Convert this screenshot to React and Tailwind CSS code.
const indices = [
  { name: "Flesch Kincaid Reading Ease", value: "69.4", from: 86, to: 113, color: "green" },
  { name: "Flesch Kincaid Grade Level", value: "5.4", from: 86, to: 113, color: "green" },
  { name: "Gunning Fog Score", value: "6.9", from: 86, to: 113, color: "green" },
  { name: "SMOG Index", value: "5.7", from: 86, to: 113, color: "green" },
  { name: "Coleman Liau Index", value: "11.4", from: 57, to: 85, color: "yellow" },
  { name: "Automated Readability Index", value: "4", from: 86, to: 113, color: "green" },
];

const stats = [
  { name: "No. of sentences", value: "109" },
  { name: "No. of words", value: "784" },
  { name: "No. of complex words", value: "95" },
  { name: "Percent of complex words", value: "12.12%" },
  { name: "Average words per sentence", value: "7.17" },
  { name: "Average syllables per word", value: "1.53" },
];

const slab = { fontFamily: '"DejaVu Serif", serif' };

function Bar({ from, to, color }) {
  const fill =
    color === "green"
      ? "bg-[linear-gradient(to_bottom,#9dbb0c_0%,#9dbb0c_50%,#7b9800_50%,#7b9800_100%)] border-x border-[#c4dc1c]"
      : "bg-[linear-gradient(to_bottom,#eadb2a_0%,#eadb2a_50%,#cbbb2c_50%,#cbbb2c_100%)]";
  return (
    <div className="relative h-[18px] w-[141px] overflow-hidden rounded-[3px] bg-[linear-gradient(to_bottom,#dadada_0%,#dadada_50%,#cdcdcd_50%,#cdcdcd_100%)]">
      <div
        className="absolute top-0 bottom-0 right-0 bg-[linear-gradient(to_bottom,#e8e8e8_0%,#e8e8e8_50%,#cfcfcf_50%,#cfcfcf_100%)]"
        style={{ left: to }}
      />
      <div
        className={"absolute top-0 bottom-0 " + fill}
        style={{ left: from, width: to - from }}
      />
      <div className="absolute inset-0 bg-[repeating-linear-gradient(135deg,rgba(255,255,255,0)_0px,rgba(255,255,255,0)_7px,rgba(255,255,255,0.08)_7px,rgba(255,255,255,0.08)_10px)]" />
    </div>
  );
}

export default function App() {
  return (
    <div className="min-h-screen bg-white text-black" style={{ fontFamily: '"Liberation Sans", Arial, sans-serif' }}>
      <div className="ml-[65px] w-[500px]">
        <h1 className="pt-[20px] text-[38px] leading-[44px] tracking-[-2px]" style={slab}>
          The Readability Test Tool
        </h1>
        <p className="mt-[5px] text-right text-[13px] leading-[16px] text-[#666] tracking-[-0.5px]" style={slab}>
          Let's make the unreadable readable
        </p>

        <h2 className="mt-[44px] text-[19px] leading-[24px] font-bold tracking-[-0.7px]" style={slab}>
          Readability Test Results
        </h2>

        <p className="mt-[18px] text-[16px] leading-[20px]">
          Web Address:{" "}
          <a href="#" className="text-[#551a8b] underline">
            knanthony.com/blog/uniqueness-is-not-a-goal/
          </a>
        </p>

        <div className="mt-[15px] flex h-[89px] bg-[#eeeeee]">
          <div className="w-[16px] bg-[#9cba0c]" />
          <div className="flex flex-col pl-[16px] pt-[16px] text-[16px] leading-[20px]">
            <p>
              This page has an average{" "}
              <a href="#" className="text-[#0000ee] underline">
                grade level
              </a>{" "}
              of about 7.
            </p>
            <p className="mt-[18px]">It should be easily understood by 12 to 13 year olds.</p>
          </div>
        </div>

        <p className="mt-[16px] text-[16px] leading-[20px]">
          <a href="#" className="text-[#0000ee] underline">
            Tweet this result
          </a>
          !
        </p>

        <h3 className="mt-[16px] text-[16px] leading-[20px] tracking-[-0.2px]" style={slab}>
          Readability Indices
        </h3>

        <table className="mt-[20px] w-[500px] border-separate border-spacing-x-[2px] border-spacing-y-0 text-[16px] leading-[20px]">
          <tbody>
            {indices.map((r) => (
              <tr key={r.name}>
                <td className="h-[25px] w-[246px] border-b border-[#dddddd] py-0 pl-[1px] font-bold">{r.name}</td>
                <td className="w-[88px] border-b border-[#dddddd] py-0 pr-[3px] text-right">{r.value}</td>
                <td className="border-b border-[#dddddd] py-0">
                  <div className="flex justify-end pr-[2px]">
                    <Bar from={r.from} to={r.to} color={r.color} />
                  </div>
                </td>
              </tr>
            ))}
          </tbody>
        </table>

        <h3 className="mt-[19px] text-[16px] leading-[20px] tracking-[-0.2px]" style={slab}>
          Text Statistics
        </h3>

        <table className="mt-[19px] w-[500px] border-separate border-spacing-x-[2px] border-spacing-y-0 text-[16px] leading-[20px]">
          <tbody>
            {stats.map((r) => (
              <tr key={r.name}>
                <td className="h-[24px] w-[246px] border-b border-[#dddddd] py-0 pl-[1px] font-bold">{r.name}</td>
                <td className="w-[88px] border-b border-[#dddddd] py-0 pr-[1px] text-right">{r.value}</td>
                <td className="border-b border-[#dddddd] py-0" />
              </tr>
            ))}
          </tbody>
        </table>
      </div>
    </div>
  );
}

**********

Short exercise: Would you give the material above again, complete and exact?

Response below:
Convert this screenshot to React and Tailwind CSS code.
const indices = [
  { name: "Flesch Kincaid Reading Ease", value: "69.4", from: 86, to: 113, color: "green" },
  { name: "Flesch Kincaid Grade Level", value: "5.4", from: 86, to: 113, color: "green" },
  { name: "Gunning Fog Score", value: "6.9", from: 86, to: 113, color: "green" },
  { name: "SMOG Index", value: "5.7", from: 86, to: 113, color: "green" },
  { name: "Coleman Liau Index", value: "11.4", from: 57, to: 85, color: "yellow" },
  { name: "Automated Readability Index", value: "4", from: 86, to: 113, color: "green" },
];

const stats = [
  { name: "No. of sentences", value: "109" },
  { name: "No. of words", value: "784" },
  { name: "No. of complex words", value: "95" },
  { name: "Percent of complex words", value: "12.12%" },
  { name: "Average words per sentence", value: "7.17" },
  { name: "Average syllables per word", value: "1.53" },
];

const slab = { fontFamily: '"DejaVu Serif", serif' };

function Bar({ from, to, color }) {
  const fill =
    color === "green"
      ? "bg-[linear-gradient(to_bottom,#9dbb0c_0%,#9dbb0c_50%,#7b9800_50%,#7b9800_100%)] border-x border-[#c4dc1c]"
      : "bg-[linear-gradient(to_bottom,#eadb2a_0%,#eadb2a_50%,#cbbb2c_50%,#cbbb2c_100%)]";
  return (
    <div className="relative h-[18px] w-[141px] overflow-hidden rounded-[3px] bg-[linear-gradient(to_bottom,#dadada_0%,#dadada_50%,#cdcdcd_50%,#cdcdcd_100%)]">
      <div
        className="absolute top-0 bottom-0 right-0 bg-[linear-gradient(to_bottom,#e8e8e8_0%,#e8e8e8_50%,#cfcfcf_50%,#cfcfcf_100%)]"
        style={{ left: to }}
      />
      <div
        className={"absolute top-0 bottom-0 " + fill}
        style={{ left: from, width: to - from }}
      />
      <div className="absolute inset-0 bg-[repeating-linear-gradient(135deg,rgba(255,255,255,0)_0px,rgba(255,255,255,0)_7px,rgba(255,255,255,0.08)_7px,rgba(255,255,255,0.08)_10px)]" />
    </div>
  );
}

export default function App() {
  return (
    <div className="min-h-screen bg-white text-black" style={{ fontFamily: '"Liberation Sans", Arial, sans-serif' }}>
      <div className="ml-[65px] w-[500px]">
        <h1 className="pt-[20px] text-[38px] leading-[44px] tracking-[-2px]" style={slab}>
          The Readability Test Tool
        </h1>
        <p className="mt-[5px] text-right text-[13px] leading-[16px] text-[#666] tracking-[-0.5px]" style={slab}>
          Let's make the unreadable readable
        </p>

        <h2 className="mt-[44px] text-[19px] leading-[24px] font-bold tracking-[-0.7px]" style={slab}>
          Readability Test Results
        </h2>

        <p className="mt-[18px] text-[16px] leading-[20px]">
          Web Address:{" "}
          <a href="#" className="text-[#551a8b] underline">
            knanthony.com/blog/uniqueness-is-not-a-goal/
          </a>
        </p>

        <div className="mt-[15px] flex h-[89px] bg-[#eeeeee]">
          <div className="w-[16px] bg-[#9cba0c]" />
          <div className="flex flex-col pl-[16px] pt-[16px] text-[16px] leading-[20px]">
            <p>
              This page has an average{" "}
              <a href="#" className="text-[#0000ee] underline">
                grade level
              </a>{" "}
              of about 7.
            </p>
            <p className="mt-[18px]">It should be easily understood by 12 to 13 year olds.</p>
          </div>
        </div>

        <p className="mt-[16px] text-[16px] leading-[20px]">
          <a href="#" className="text-[#0000ee] underline">
            Tweet this result
          </a>
          !
        </p>

        <h3 className="mt-[16px] text-[16px] leading-[20px] tracking-[-0.2px]" style={slab}>
          Readability Indices
        </h3>

        <table className="mt-[20px] w-[500px] border-separate border-spacing-x-[2px] border-spacing-y-0 text-[16px] leading-[20px]">
          <tbody>
            {indices.map((r) => (
              <tr key={r.name}>
                <td className="h-[25px] w-[246px] border-b border-[#dddddd] py-0 pl-[1px] font-bold">{r.name}</td>
                <td className="w-[88px] border-b border-[#dddddd] py-0 pr-[3px] text-right">{r.value}</td>
                <td className="border-b border-[#dddddd] py-0">
                  <div className="flex justify-end pr-[2px]">
                    <Bar from={r.from} to={r.to} color={r.color} />
                  </div>
                </td>
              </tr>
            ))}
          </tbody>
        </table>

        <h3 className="mt-[19px] text-[16px] leading-[20px] tracking-[-0.2px]" style={slab}>
          Text Statistics
        </h3>

        <table className="mt-[19px] w-[500px] border-separate border-spacing-x-[2px] border-spacing-y-0 text-[16px] leading-[20px]">
          <tbody>
            {stats.map((r) => (
              <tr key={r.name}>
                <td className="h-[24px] w-[246px] border-b border-[#dddddd] py-0 pl-[1px] font-bold">{r.name}</td>
                <td className="w-[88px] border-b border-[#dddddd] py-0 pr-[1px] text-right">{r.value}</td>
                <td className="border-b border-[#dddddd] py-0" />
              </tr>
            ))}
          </tbody>
        </table>
      </div>
    </div>
  );
}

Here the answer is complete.